5 votes

Notes on a nightmare #6: Against newspapers

2 comments

  1. patience_limited
    Link
    From the article: This essay makes a critical point about the costs of faux objectivity and ad-supported journalism. Most news sources aren't connecting readers to any forms of activism beyond...

    From the article:

    All of this makes me feel helpless and overwhelmed, as well as guilty. I am perfectly fine, but all around me terrible things are happening to people that I cannot stop, and cannot stop thinking about. I do not want to read the newspaper anymore, because it means I start my day depressed. And it feels less and less useful. Filmmaker Adam Curtis did a good mini-documentary years ago on what he called the phenomenon of “Oh Dearism” in media consumption: just passively watching a parade of horrible things and going “oh dear” without doing anything. We feel an obligation to watch in order to “stay informed,” because ignoring other people’s pain seems terrible. But we’re not actually offering anything beyond murmurs of pity.

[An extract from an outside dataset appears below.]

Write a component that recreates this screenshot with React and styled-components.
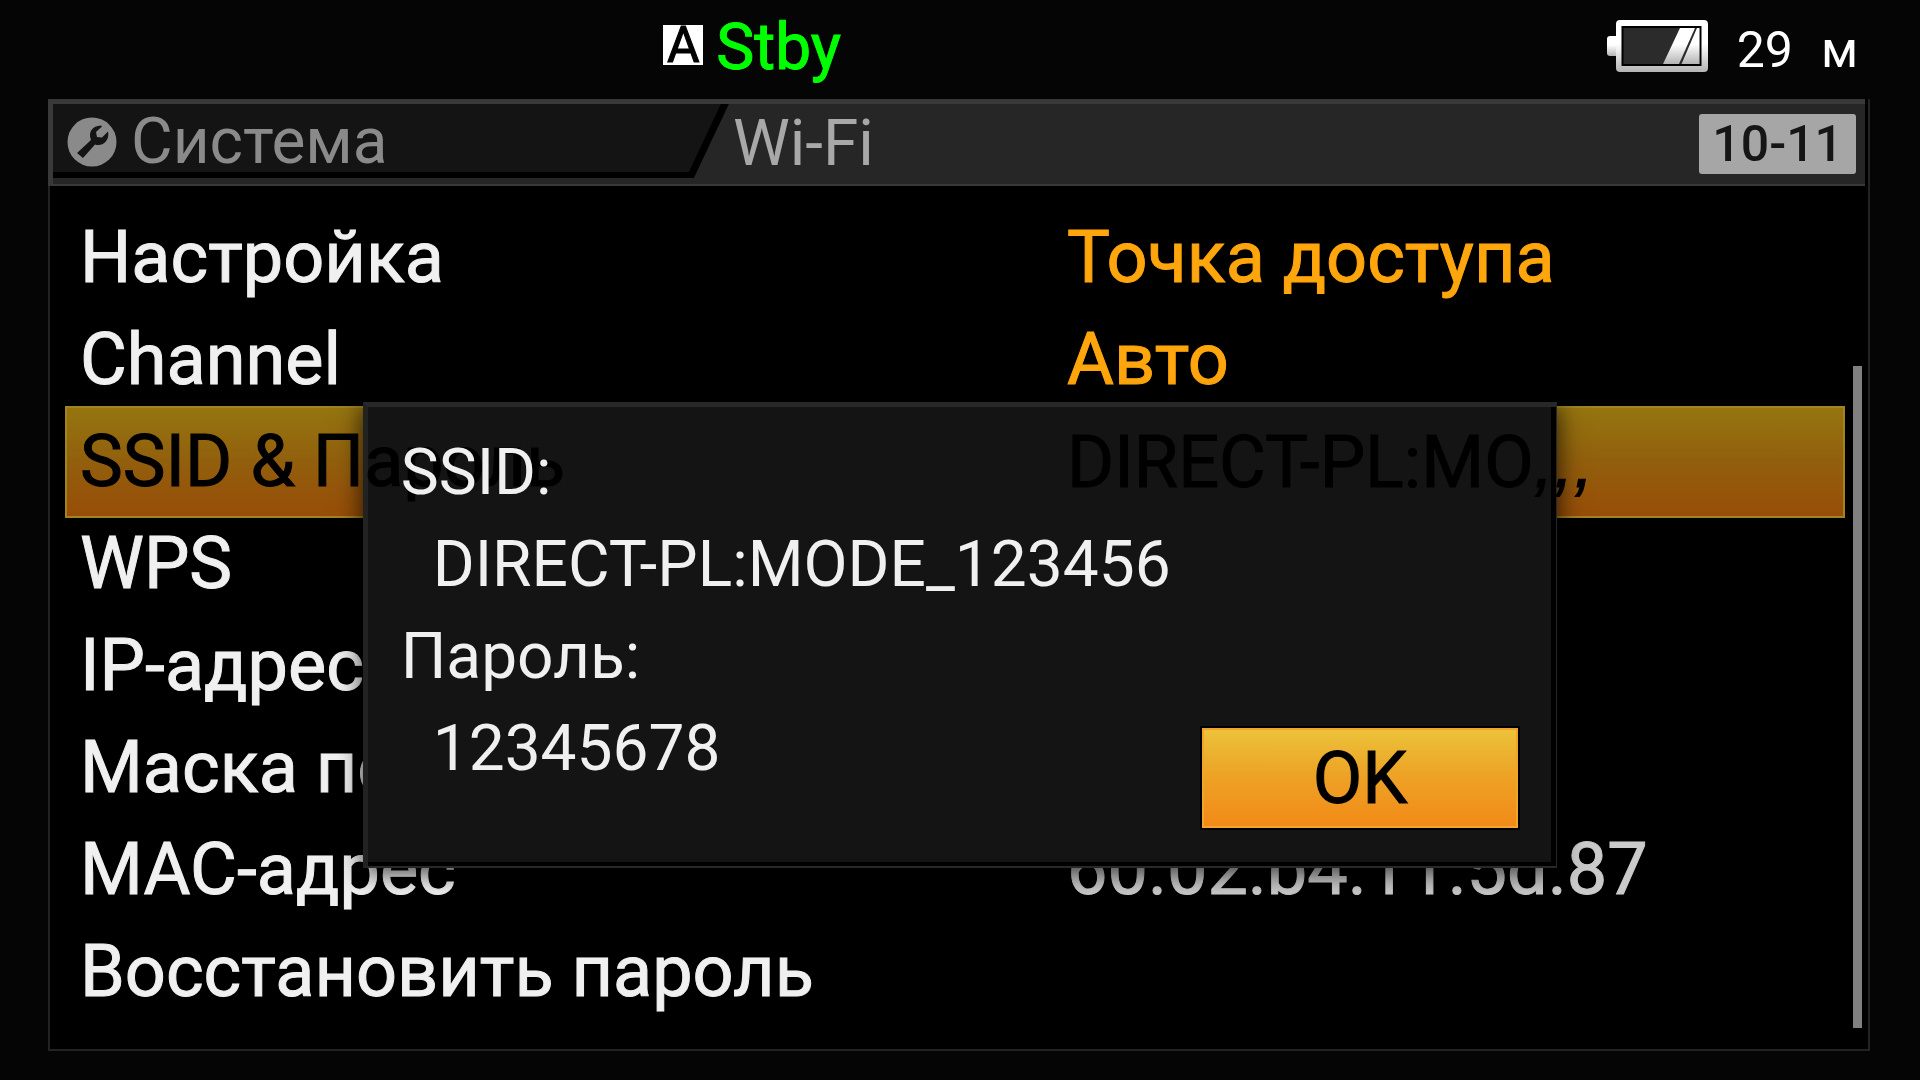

    This essay makes a critical point about the costs of faux objectivity and ad-supported journalism. Most news sources aren't connecting readers to any forms of activism beyond "send money", and the recipients recommended are almost always anodyne, low-controversy charities. Political implications of events are discussed in narrow horse-race terms, if at all.

    Questions for readers, with the usual caveats (comfort in disclosure, etc.):

    Have you been active in political or charitable causes?

    If so, what forms of activism have you been engaged in - protest, organizing, fundraising, volunteer hours (programming, other labor), donations, etc.?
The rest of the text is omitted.